The details are not yet clear and, as Coles admitted, the technology has some way to go. But if Hearst succeeds in generating revenue from Snapchat content, it will be a major advance for ecommerce that etailers and retailers will be closely watching.
So with such huge potential building, how can retailers and etailers take advantage of the hottest social media tools and, most importantly, convert all that hype into sales?
Infinite marketing potential
As early adopters such as Asos, Topshop and Burberry have proven, there is a seemingly infinite marketing potential in social media. But despite the enormous wealth of opportunity, there are plenty of dos and don’ts.
Thomas Husson, principal analyst for marketing and strategy at Forrester, says it’s a question of communication. He says: “Retailers have to spark conversations with consumers, not sell ads.
The challenge for them is thus to design relevant content throughout the customer life-cycle and to tailor content by site.”
And Lucy Freeborn, insight and strategy director at digital retail marketing agency Leapfrogg, says some retailers have done better at this than others.
She says: “The retailers that are the most advanced with this are the ones who started out as etailers or catalogue retailers, not the bricks-and-mortar retailers.
Social media has become a really important part of the marketing mix. For some people the ultimate objective is brand awareness; engaging with the audience and getting them to share your content, which social media is perfect for.”
Asos’ own journey through social media reflects the evolution of the media itself. Initially only operating on Facebook and Twitter, the etailer found its followers were crying out for them to move to the latest platforms.
“We don’t have stores, so social channels are a great place for customers to have a bit of an Asos experience. On Snapchat that is all about showing what goes on at Asos and letting people hang out with the teams here”
Hannah Craik, Asos
Hannah Craik, head of social media at Asos, says for an etailer without the physical space for its customers to engage with the brand, the use of social media has a special role.
She says: “We don’t have stores, so social channels are a great place for customers to have a bit of an Asos experience.
On Snapchat that is all about showing what goes on at Asos and letting people hang out with the teams here.
On Instagram it is more about the great imagery, and things we think our customers would love to have in their life – sometimes Asos fashion, but also food, landscapes and even pets we know they will love.”
Another retailer with an active presence across multiple social media platforms, River Island has invested fully into the new more mobile way of doing things.
River Island customer director Josie Roscop says: “We develop content that suits the medium, whether it’s Facebook, Instagram or Snapchat, and review based on how customers engage with the content.
“Ultimately, we’re continuing to innovate and provide customers with the most exciting and accessible journey possible.”
Creating an exciting journey is one thing; turning that into sales and profits is another altogether.
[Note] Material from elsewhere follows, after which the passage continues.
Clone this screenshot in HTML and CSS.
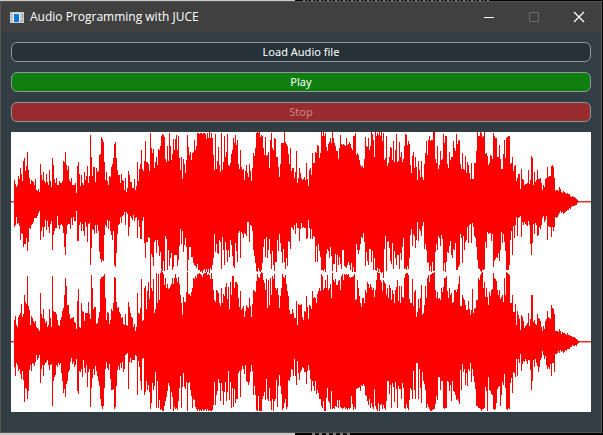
FILE: index.html
```html
<!DOCTYPE html>
<html lang="en">
<head>
<meta charset="utf-8">
<title>Audio Programming with JUCE</title>
<link rel="stylesheet" href="styles.css">
</head>
<body>
<div class="window">
  <header class="titlebar">
    <svg class="app-icon" viewBox="0 0 14 11" aria-hidden="true">
      <rect width="14" height="11" fill="#c9cdd0"/>
      <rect x="3" y="1" width="7" height="9" fill="#e8f2fa"/>
      <rect x="4" y="2" width="5" height="8" fill="#0878d8"/>
      <path d="M1 2h1v1h-1zM1 5h1v1h-1zM1 8h1v1h-1zM12 2h1v4h-1zM11 8h2v1h-2z" fill="#92989c"/>
    </svg>
    <h1 class="title">Audio Programming with JUCE</h1>
    <div class="controls">
      <button class="control" aria-label="Minimize"><svg viewBox="0 0 10 10"><path d="M0 5.5h10"/></svg></button>
      <button class="control" aria-label="Maximize" disabled><svg viewBox="0 0 10 10"><path d="M.5 .5h9v9h-9z"/></svg></button>
      <button class="control close" aria-label="Close"><svg viewBox="0 0 10 10"><path d="M0 0l10 10M10 0l-10 10"/></svg></button>
    </div>
  </header>
  <main class="content">
    <button class="action">Load Audio file</button>
    <button class="action play">Play</button>
    <button class="action stop" disabled>Stop</button>
    <svg class="waveform" viewBox="0 0 580 280" preserveAspectRatio="none" role="img" aria-label="Stereo waveform">
      <path class="axis" d="M0 69h580v1h-580zM0 209h580v1h-580z"/>
      <path class="axis soft" d="M0 70h580v1h-580zM0 210h580v1h-580z"/>
      <path class="wave" id="wave"/>
    </svg>
  </main>
</div>
<script src="waveform.js"></script>
</body>
</html>
```
FILE: styles.css
```css
* { box-sizing: border-box; }
body {
  margin: 0;
  min-height: 100vh;
  padding: 1px 1px 2px 0;
  display: flex;
  background:
    repeating-linear-gradient(90deg, #8a8070 0 2px, #111 2px 4px, #6d7f8c 4px 5px, #111 5px 8px) 303px 0 / 188px 1px no-repeat,
    repeating-linear-gradient(90deg, #777 0 3px, #111 3px 7px) 312px 100% / 38px 2px no-repeat,
    linear-gradient(90deg, #c8c8c8 295px, #000 295px);
}
.window {
  flex: 1;
  display: flex;
  flex-direction: column;
  border: 1px solid #555;
  background: #323e44;
}
.titlebar {
  display: flex;
  align-items: center;
  height: 30px;
  padding-left: 9px;
  background: #404040;
}
.app-icon { width: 14px; height: 11px; shape-rendering: crispEdges; }
.title {
  flex: 1;
  margin: 0 0 0 6px;
  font: 12px/16px "Open Sans", "Noto Sans", sans-serif;
  color: #fff;
}
.controls { display: flex; }
.control {
  width: 45px;
  height: 30px;
  padding: 0;
  border: 0;
  background: none;
  display: grid;
  place-items: center;
}
.control svg { width: 10px; height: 10px; fill: none; stroke: #fff; overflow: visible; }
.control:disabled svg { stroke: #6b6b6b; }
.close svg { stroke-width: 1.3; }
.content {
  flex: 1;
  display: flex;
  flex-direction: column;
  gap: 10px;
  padding: 10px 10px 20px;
}
.action {
  height: 20px;
  padding: 0;
  border: 1px solid #8e989b;
  border-radius: 6px;
  background: #263238;
  color: #fff;
  font: 11px/16px "Noto Sans", sans-serif;
}
.play { background: #0f800f; }
.stop { background: #982b2e; color: #cc8788; }
.waveform {
  display: block;
  flex: 1;
  width: 100%;
  min-height: 0;
  background: #fff;
  shape-rendering: crispEdges;
}
.wave, .axis { fill: #f00; }
.axis { fill: #d83030; }
.soft { fill: #f99; }
```
FILE: waveform.js
```js
// Peak rows are sampled in thirds of a unit; each segment starts at column x.
// base is the row offset of the drawing's top edge within that segment.
const segments = [
  { x: 3, base: 12,
    top: "157 167 177 170 145 153 121 137 158 98 90 130 115 72 126 150 168 157 158 163 170 153 186 189 184 193 109 141 155 132 158 165 138 163 171 126 160 178 91 111 153 165 151 171 171 160 165 165 158 98 103 72 111 126 114 156 162 151 171 171 170 166 195 114 102 139 173 142 165 170 132 157 145 115 165 145 22 87 145 117 117 162 121 133 130 81 79 27 32 43 102 157 132 160 172 145 147 118 109 90 48 43 90 127 141 141 165 139 157 160 187 150 192 180 130 141 162 162 180 180 152 187 175 102 160 124 109 66 124 130 100 40 102 103 108 130",
    bottom: "297 292 267 288 285 294 336 315 318 357 349 348 330 369 342 300 303 292 288 282 270 270 269 264 255 250 337 309 298 328 298 276 306 280 298 315 288 280 366 321 310 300 300 264 291 303 291 288 294 315 357 382 318 292 288 288 304 270 291 268 280 279 249 340 340 291 283 310 288 310 325 283 297 343 289 285 411 360 304 306 318 291 315 292 310 372 393 401 396 398 322 291 298 276 303 280 309 321 337 309 411 417 375 318 292 288 267 285 264 262 253 292 252 258 325 297 264 270 276 262 280 270 267 330 276 297 333 333 279 267 346 390 342 343 327 330" },
  { x: 139, base: 12,
    top: "15 60 75 64 120 102 87 112 63 66 54 24 18 22 27 93 103 54 99 15 54 96 78 33 66 34 22 66 24 90 127 87 152 94 108 135 97 22 58 82 72 96 75 72 36 66 54 15 14 18 14 14 18 14 14 18 33 14 30 12 30 15 30 82 126 18 122 100 58 112 132 15 127 102 24 87 72 18 110 114 105 78 66 30 45 22 52 36 109 124 66 118 126 124 157 130 111 134 148 108 129 158 121 75 85 60 14 12 14 12 27 22 24 60 82 27 85 82 72 121 36 14 60 66 30 32 88 88 118 147 109 46 46 45 12 42 48 54 78 108 60 130 121 120 151 132 69 165 150 120",
    bottom: "430 378 388 415 342 337 375 337 354 385 372 424 430 398 430 325 333 427 366 415 390 375 427 418 382 382 382 415 396 354 303 348 309 372 352 330 358 430 396 358 358 387 387 405 411 415 420 408 427 427 433 430 436 427 424 433 424 432 424 435 421 427 411 390 318 373 348 375 378 337 342 423 327 366 412 342 366 402 366 387 337 351 384 414 421 346 370 402 315 309 391 313 318 330 315 318 325 283 282 342 291 294 309 366 384 405 430 433 420 430 432 427 406 357 333 388 327 390 367 333 378 423 370 411 430 402 402 337 370 318 345 373 406 363 403 423 390 415 340 342 364 297 301 306 291 318 285 300 300 340" },
  { x: 289, base: 12,
    top: "134 150 156 153 147 156 105 153 175 126 121 142 75 105 105 72 75 51 54 91 75 12 24 12 24 14 58 69 48 42 30 45 12 30 46 54 69 69 93 60 21 48 51 48 51 54 30 51 48 42 48 60 66 24 24 15 80 74 82 97 110 118 114 121 94 27 54 57 30 66 54 12 18 36 87 12 24 15 22 12 24 12 39 14 97 90 24 115 106 87 58 60 96 39 102 66 18 102 100 42 87 72 102 93 54 18 22 51 39 48 112 136 84 72 121 87 118 157 100 126 147 100 148 157 108 75 39 81 36 24 39 36 36 12 12 94 105 54 124 112 70 97 94 18 45 24 24 108 121 72",
    bottom: "303 285 300 297 301 300 333 330 276 300 334 303 333 325 328 402 354 402 348 370 387 427 427 430 423 433 378 363 370 391 358 385 430 408 408 378 433 382 411 388 409 423 366 366 415 418 420 412 402 412 427 405 433 418 433 433 348 367 378 366 348 327 330 315 342 415 373 400 411 363 363 403 369 427 390 427 430 420 432 423 433 436 433 450 363 325 430 342 339 360 400 408 345 423 369 390 411 381 381 423 375 396 358 330 423 420 427 414 424 391 321 303 354 318 325 360 337 282 339 303 310 325 294 282 363 348 366 406 402 430 415 432 402 430 430 373 348 366 324 330 354 321 333 430 406 433 402 373 375 354" },
  { x: 439, base: 12,
    top: "96 88 88 39 60 69 18 48 39 36 108 124 75 124 126 84 136 102 112 136 154 105 153 153 106 106 70 12 24 24 12 14 27 24 12 78 76 85 111 105 82 85 92 15 24 30 30 88 88 52 94 123 123 78 36 90 30 27 25 24 109 105 87 130 114 112 160 150 138 139 183 124 153 156 172 168 168 166 126 168 157 85 90 171 133 163 157 127 153 153 150 165 186 171 178 153 150 118 148 145 145 115 112 117 150 189 187 187 190 178 184 192 195 190 193 195 199 195 199 199 204 207 204 207 208 210 212 215 218",
    bottom: "340 381 391 363 367 346 427 427 418 412 318 330 405 325 367 342 337 297 346 291 288 345 285 298 324 330 358 396 420 424 430 432 427 427 423 342 360 312 318 315 315 340 318 418 400 393 388 390 376 400 366 312 345 318 342 370 427 427 427 411 337 309 381 294 330 291 267 324 270 267 264 327 282 291 282 288 291 294 280 292 348 381 345 288 318 285 291 324 321 297 303 291 270 265 283 276 264 337 294 297 297 327 297 310 297 268 270 267 261 256 250 255 252 258 255 252 250 246 246 240 243 237 235 234 235 232 230 225 222" },
  { x: 3, base: -402,
    top: "162 150 177 183 153 147 141 115 153 145 88 108 115 30 120 132 178 150 156 165 171 165 183 187 190 195 82 144 156 129 160 171 165 183 177 130 157 183 31 136 139 138 145 162 178 180 163 153 135 126 88 36 60 118 118 145 159 156 156 153 168 171 190 106 69 183 186 111 136 139 165 141 142 142 108 145 159 27 67 130 124 124 174 171 157 139 40 33 33 30 24 97 162 138 141 174 162 130 136 111 33 36 108 126 123 139 145 156 153 175 178 144 177 180 108 124 142 153 157 184 174 196 184 82 141 145 126 40 166 163 66 60 130 75 48 100 15 66 76 40 142 130 22 111 24 102 20 12 18 24 58 36 66 54 69 66 60 54 36 54 36 24 36 48 33 54 88 112 147 94 108 108 78 18 85 84 90 78 66 36 40 30 36 24 24 22",
    bottom: "303 330 291 297 315 309 325 340 315 343 409 366 370 399 376 312 297 315 292 294 300 288 268 283 276 267 352 309 298 330 298 291 288 283 297 312 297 294 420 345 334 328 297 303 291 297 291 321 345 382 370 392 354 346 318 312 288 276 294 288 304 297 280 376 384 315 318 309 333 283 306 322 297 363 318 310 423 366 337 310 327 300 315 331 346 360 400 421 430 421 366 310 288 306 313 294 339 373 373 370 428 423 360 312 300 313 291 306 288 318 309 267 265 262 370 288 276 292 283 283 283 267 270 388 285 304 346 373 280 276 387 378 346 373 357 378 430 412 351 373 360 318 427 345 427 402 433 430 436 436 420 406 393 375 351 360 430 378 393 436 424 430 427 433 405 366 331 427 363 321 363 370 348 436 352 348 372 390 427 400 402 424 430 436 430 436" },
  { x: 189, base: -402,
    top: "24 27 33 24 22 22 18 27 24 27 40 22 40 72 102 108 72 76 82 112 121 66 112 85 90 64 52 99 64 130 48 88 30 30 66 48 48 54 96 124 76 133 127 121 154 136 118 124 127 97 121 153 115 72 76 78 45 24 33 36 24 18 22 42 52 73 40 127 42 118 36 88 30 40 24 66 73 66 88 127 90 66 24 33 36 27 54 76 90 133 144 145 130 142 157 157 105 177 115 118 118 115 153 163 136 138 91 123 160 117 120 130 76 97 93 97 112 85 76 66 76 24 30 73 66 42 66 27 72 66 54 97 22 42 48 40 58 57 45 42 72 30 24 42 24 28 24 27 24 33 36 33 33 30 24 103 100 42 66 90 112 124 96 97 112 72 82 48 54 66 54 64 72 66 93 72 42 18 22 22 42 48 75 42 48 54 88 66 96 58 66 102 72 84 112 72 64 42 105 60",
    bottom: "432 436 430 436 432 430 436 430 436 433 436 436 433 418 348 418 387 375 340 351 406 351 376 418 378 348 406 378 315 403 348 427 366 424 370 412 400 400 322 315 394 312 300 310 325 298 345 348 357 348 318 298 316 388 360 388 433 436 390 436 436 436 400 390 378 403 339 400 405 367 405 433 400 436 405 400 343 424 360 328 360 385 432 427 412 400 430 424 342 345 333 309 312 331 280 330 357 285 321 342 318 312 303 306 318 318 354 315 297 312 340 376 346 360 376 346 385 373 382 400 400 420 427 405 436 436 397 367 406 412 430 376 430 427 430 420 424 403 427 403 424 427 430 427 424 430 427 432 427 430 427 390 415 432 423 430 369 367 367 363 376 358 360 354 360 388 390 406 418 400 427 412 424 430 370 420 430 436 412 436 418 415 430 418 427 433 405 346 345 385 358 427 352 363 409 348 370 427 360 370" },
  { x: 389, base: -402,
    top: "112 60 94 97 36 24 22 22 27 100 112 112 40 120 78 72 154 138 100 126 96 57 147 142 118 60 97 36 27 48 27 24 22 22 18 72 97 78 100 96 102 66 78 64 36 36 30 76 96 66 88 82 112 108 73 73 78 70 54 30 121 120 87 97 103 118 133 133 106 130 148 133 70 142 130 127 102 102 36 42 27 22 18 66 48 94 66 94 118 78 90 72 70 22 36 40 45 72 88 72 100 94 88 108 36 88 18 22 24 27 112 112 88 139 138 115 178 136 148 159 192 148 153 166 187 180 177 171 142 180 160 87 87 168 163 175 177 145 156 160 165 183 195 180 190 165 159 136 153 156 160 118 126 130 145 195 196 196 198 190 196 204 199 201 201 204 207 202 208 207 211 210 213 214 213 216 220 223 226",
    bottom: "369 400 352 367 427 430 415 427 432 403 366 372 400 315 373 400 292 292 400 310 367 412 318 345 354 372 427 415 424 430 436 436 433 430 430 415 390 403 334 333 373 346 346 427 430 427 427 346 348 375 357 405 345 376 378 388 402 400 406 415 312 373 294 318 310 358 321 360 309 315 291 348 309 331 348 370 421 421 427 427 430 436 430 430 427 363 376 436 333 372 376 385 388 430 433 430 412 370 363 360 420 388 348 358 325 367 430 432 427 430 351 336 382 318 321 334 280 330 280 292 264 316 294 285 288 280 285 294 283 282 313 372 345 283 303 280 291 300 318 304 283 277 256 267 280 270 297 309 304 309 294 330 292 292 318 265 265 262 256 261 253 258 256 262 258 252 256 250 249 249 243 243 238 240 241 238 240 235 232" }
];

let path = "";
for (const { x, base, top, bottom } of segments) {
  const lows = bottom.split(" ").map(Number);
  top.split(" ").map(Number).forEach((high, i) => {
    const low = lows[Math.min(i, lows.length - 1)];
    const y0 = Math.round((high - base) / 3);
    const y1 = Math.round((low - base) / 3);
    path += `M${x + i} ${y0}h1V${y1}h-1z`;
  });
}
document.getElementById("wave").setAttribute("d", path);
```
And this, says Freeborn, is by no means easy.
She says: “Ecomms revenue from Facebook and Pinterest has absolutely shot through the roof. But there’s also an awful lot of wastage in social media; you get brands doing it because they think they should. But you have to know your target audience.
Understanding your customer is the easiest way to increase revenues from social media and investing in insight to do this is the most important starting point.”
“Understanding your customer is the easiest way to increase revenues from social media and investing in insight to do this is the most important starting point”
Lucy Freeborn, River Island
Craik says that even without direct sales from social media, the intangible effect of increased brand loyalty and awareness is as vital as ever.
She says: “Although some marketing activities can be less directly tied to revenue than others, it is well proven that the companies with the strongest brands have the best market capitalisation as well.
Providing the best services and being relevant to customers all contribute to how they feel about your brand overall, and at Asos we think that having a great relationship with your customers is the best way to make sure you have a sustainable business.”
A leap forward
The potential for social media as a marketing tool is unassailable. But as things stand, masses of attention and awareness don’t necessarily translate into masses of extra sales.
For that to happen would require yet another leap forward – perhaps the type that Snapchat and Hearst are working on.
Snapchat’s move into ecommerce would bring a major player into the game and millions of potential shoppers to the market. As ever, whether they shop and how much they spend will be down to the retailers.